Environmental and climatic changes are expected to redistribute species, altering the strengths of species interaction networks; however, long-term and large-scale evaluations remain elusive. One way to infer species interaction networks is by analyzing their geographical overlaps, which provides indices of species interdependence, such as mean spatial robustness (MSR), which represents the geographical impact of a species on other species, and mean spatial sensitivity (MSS), which indicates how a species is influenced by other species.
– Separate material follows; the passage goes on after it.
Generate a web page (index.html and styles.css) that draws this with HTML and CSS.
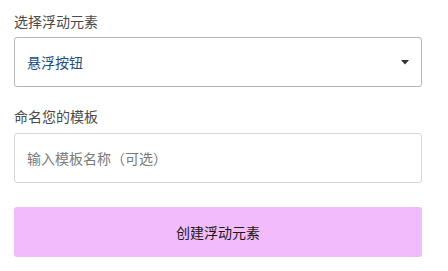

Integrating MSR and MSS further allows us to assess community coexistence stability and structure, with a stronger negative relationship between MSR and MSS (i.e., species are unequally dependent on each other) within a community at a given time suggesting a more stable community. Here, we assessed multidecadal changes in adult marine fish communities using bottom trawl datasets across latitudes from 1982 to 2011 in the Eastern US Continental Shelf, North Sea, and Eastern Bering Sea. Consistent, significant long-term increasing temporal trends of MSR and MSS were found in all three large marine communities. MSR exhibited strong correlations with species’ range sizes, especially in high-latitude communities, while MSS was strongly positively correlated with species’ median proportion of overlap with interacting species. The relationships between MSR and MSS were generally negative, indicating stably coexisting fish communities. However, the negative relationships weakened over time, implying that the coexisting fish communities gradually became unstable. Our findings provide an assessment of changes in spatially geographical aspects of multiple species, for decades and at mid- to high latitudes, to allow the detection of global ecological changes in marine systems by alternative estimation of geographic overlaps of species interaction networks. Such species co-occurrence estimation can help stay vigilant of strategies for accelerating climate change mitigation particularly at coarser spatial scales.

Highlights

  • Species interactions play an important role in determining both species- and community-level responses to environmental and climatic changes, resulting in compositional changes and reorganization and leading to a high risk of ecological imbalance and changes in the dynamics of ecosystem functioning (Parmesan and Yohe, 2003; Walther, 2010; Singer et al, 2013; Goldenberg et al, 2018)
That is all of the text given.